Re: [PATCH 4/6] usbip: fix stub_dev usbip_sockfd_store() races leading to gpf

Shuah Khan <skhan@xxxxxxxxxxxxxxxxxxx> · Tue, 9 Mar 2021 08:22:08 -0700

On 3/8/21 9:27 AM, Shuah Khan wrote:
On 3/8/21 3:10 AM, Tetsuo Handa wrote:
On 2021/03/08 16:35, Tetsuo Handa wrote:
On 2021/03/08 12:53, Shuah Khan wrote:
Fix the above problems:
- Stop using kthread_get_run() macro to create/start threads.
- Create threads and get task struct reference.
- Add kthread_create() failure handling and bail out.
- Hold usbip_device lock to update local and shared states after
   creating rx and tx threads.
- Update usbip_device status to SDEV_ST_USED.
- Update usbip_device tcp_socket, sockfd, tcp_rx, and tcp_tx
- Start threads after usbip_device (tcp_socket, sockfd, tcp_rx, tcp_tx,
   and status) is complete.

No, the whole usbip_sockfd_store() etc. should be serialized using a 
mutex,
for two different threads can open same file and write the same 
content at
the same moment. This results in seeing SDEV_ST_AVAILABLE and 
creating two
threads and overwiting global variables and setting SDEV_ST_USED and 
starting
two threads by each of two thread, which will later fail to call 
kthread_stop()
on one of two thread because global variables are overwritten.
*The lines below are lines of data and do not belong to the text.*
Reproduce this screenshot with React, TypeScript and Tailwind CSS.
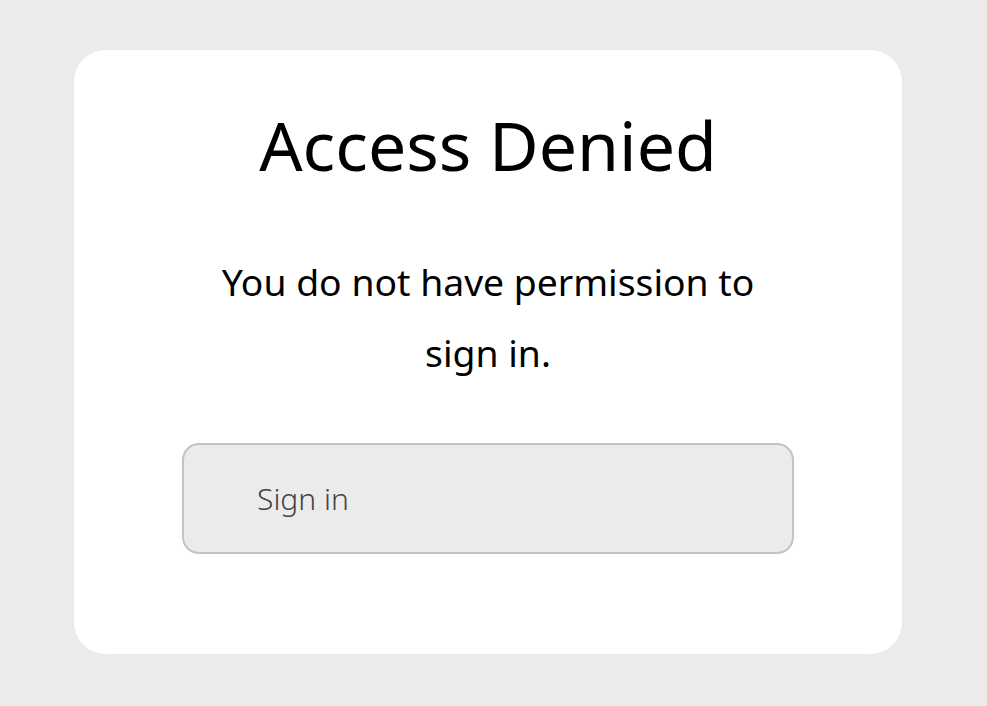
export default function App() {
  return (
    <div
      className="min-h-[706px] w-full bg-[#ebebeb] pt-[50px] pl-[74px]"
      style={{ fontFamily: '"Noto Sans", "Open Sans", sans-serif' }}
    >
      <div className="flex h-[604px] w-[828px] flex-col items-center rounded-[32px] bg-white pt-[61px]">
        <h1 className="text-[68px] leading-none font-normal text-black">Access Denied</h1>
        <p className="mt-[67px] w-[570px] text-center text-[37.3px] leading-[71px] text-black">
          You do not have permission to sign in.
        </p>
        <button className="mt-[55px] flex h-[111px] w-[612px] items-center rounded-[17px] border-2 border-[#c3c3c3] bg-[#ebebeb] pl-[73px] text-left text-[30px] font-light text-[#444]">
          Sign in
        </button>
      </div>
    </div>
  );
}
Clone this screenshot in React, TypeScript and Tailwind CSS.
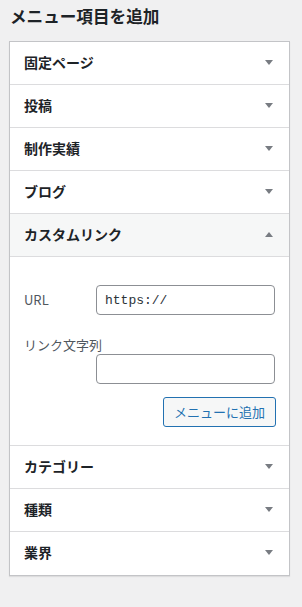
import { useState } from 'react';

const font = { fontFamily: '"Noto Sans CJK JP", "Noto Sans", sans-serif' };

const topSections = ['固定ページ', '投稿', '制作実績', 'ブログ'];
const bottomSections = ['カテゴリー', '種類', '業界'];

function Arrow({ up }: { up?: boolean }) {
  return (
    <svg width="8" height="5" viewBox="0 0 8 5" className="shrink-0">
      {up ? <path d="M0 5 L4 0 L8 5 Z" fill="#787c82" /> : <path d="M0 0 L8 0 L4 5 Z" fill="#787c82" />}
    </svg>
  );
}

function SectionRow({ title, open, last }: { title: string; open?: boolean; last?: boolean }) {
  return (
    <button
      className={`flex h-[43px] w-full items-center justify-between pb-[2px] pl-[14px] pr-[16px] text-left ${last ? '' : 'border-b border-[#dcdcde]'} ${open ? 'bg-[#f6f7f7]' : 'bg-white'}`}
    >
      <span className="text-[14px] font-semibold leading-[21px] text-[#1d2327]">{title}</span>
      <Arrow up={open} />
    </button>
  );
}

export default function App() {
  const [url, setUrl] = useState('https://');
  const [text, setText] = useState('');

  return (
    <div className="min-h-[607px] w-[302px] bg-[#f0f0f1] px-[9px] pt-[3px]" style={font}>
      <h2 className="mb-[12px] pl-[1px] text-[16.6px] font-semibold leading-[26px] text-[#1d2327]">メニュー項目を追加</h2>

      <div className="w-[281px] border border-[#c3c4c7] bg-white shadow-[0_1px_1px_rgba(0,0,0,0.08)]">
        {topSections.map(s => (
          <SectionRow key={s} title={s} />
        ))}
        <SectionRow title="カスタムリンク" open />

        <div className="border-b border-[#dcdcde] pb-[18px] pl-[14px] pr-[13px] pt-[28px]">
          <div className="flex items-center pr-[1px]">
            <label className="w-[72px] text-[13px] text-[#50575e]">URL</label>
            <input
              value={url}
              onChange={e => setUrl(e.target.value)}
              className="h-[30px] w-[179px] rounded-[4px] border border-[#8c8f94] px-[8px] text-[13px] text-[#2c3338] outline-none"
              style={{ fontFamily: '"Liberation Mono", monospace' }}
            />
          </div>
          <label className="mt-[20px] block text-[13px] leading-[19px] text-[#50575e]">リンク文字列</label>
          <div className="flex justify-end pr-[1px]">
            <input
              value={text}
              onChange={e => setText(e.target.value)}
              className="h-[30px] w-[179px] rounded-[4px] border border-[#8c8f94] px-[8px] text-[13px] outline-none"
            />
          </div>
          <div className="mt-[13px] flex justify-end">
            <button className="h-[30px] w-[113px] rounded-[3px] border border-[#2271b1] bg-[#f6f7f7] text-[13px] text-[#2271b1]">
              メニューに追加
            </button>
          </div>
        </div>

        {bottomSections.map((s, i) => (
          <SectionRow key={s} title={s} last={i === bottomSections.length - 1} />
        ))}
      </div>
    </div>
  );
}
kthread_crate() (which involves GFP_KERNEL allocation) can take long 
time
enough to hit

   usbip_sockfd_store() must perform

       if (sdev->ud.status != SDEV_ST_AVAILABLE) {

Oops. This is

    if (sdev->ud.status == SDEV_ST_AVAILABLE) {

of course.

         /* misc assignments for attach operation */
         sdev->ud.status = SDEV_ST_USED;
       }

   under a lock, or multiple ud->tcp_{tx,rx} are created (which will 
later
   cause a crash like [1]) and refcount on ud->tcp_socket is leaked when
   usbip_sockfd_store() is concurrently called.

problem. That's why my patch introduced usbip_event_mutex lock.

And I think that same serialization is required between 
"rh_port_connect() from attach_store()" and
"rh_port_disconnect() from vhci_shutdown_connection() via 
usbip_event_add(&vdev->ud, VDEV_EVENT_DOWN)
  from vhci_port_disconnect() from detach_store()", for both 
vhci_rx_pdu() from vhci_rx_loop() and
vhci_port_disconnect() from detach_store() can queue VDEV_EVENT_DOWN 
event which can be processed
without waiting for attach_store() to complete.

Yes. We might need synchronization between events, threads, and shutdown
in usbip_host side and in connection polling and threads in vhci.

I am also looking at the shutdown sequences closely as well since the
local state is referenced without usbip_device lock in these paths.

I am approaching these problems as peeling the onion an expression so
we can limit the changes and take a spot fix approach. We have the
goal to address these crashes and not introduce regressions.

I don't seem to be able to reproduce these problems consistently in my
env. with the reproducer. I couldn't reproduce them in normal case at
all. Hence, the this cautious approach that reduces the chance of
regressions and if we see regressions, they can fixed easily.

https://syzkaller.appspot.com/text?tag=ReproC&x=14801034d00000

If this patch series fixes the problems you are seeing, I would like
get these fixes in and address the other two potential race conditions
in another round of patches. I also want to soak these in the next
for a few weeks.

Please let me know if these patches fix the problems you are seeing in 
your env.

Can you verify these patches in your environment and see if you are
seeing any problems? I want to first see where we are with these
fixes.

thanks,
-- Shuah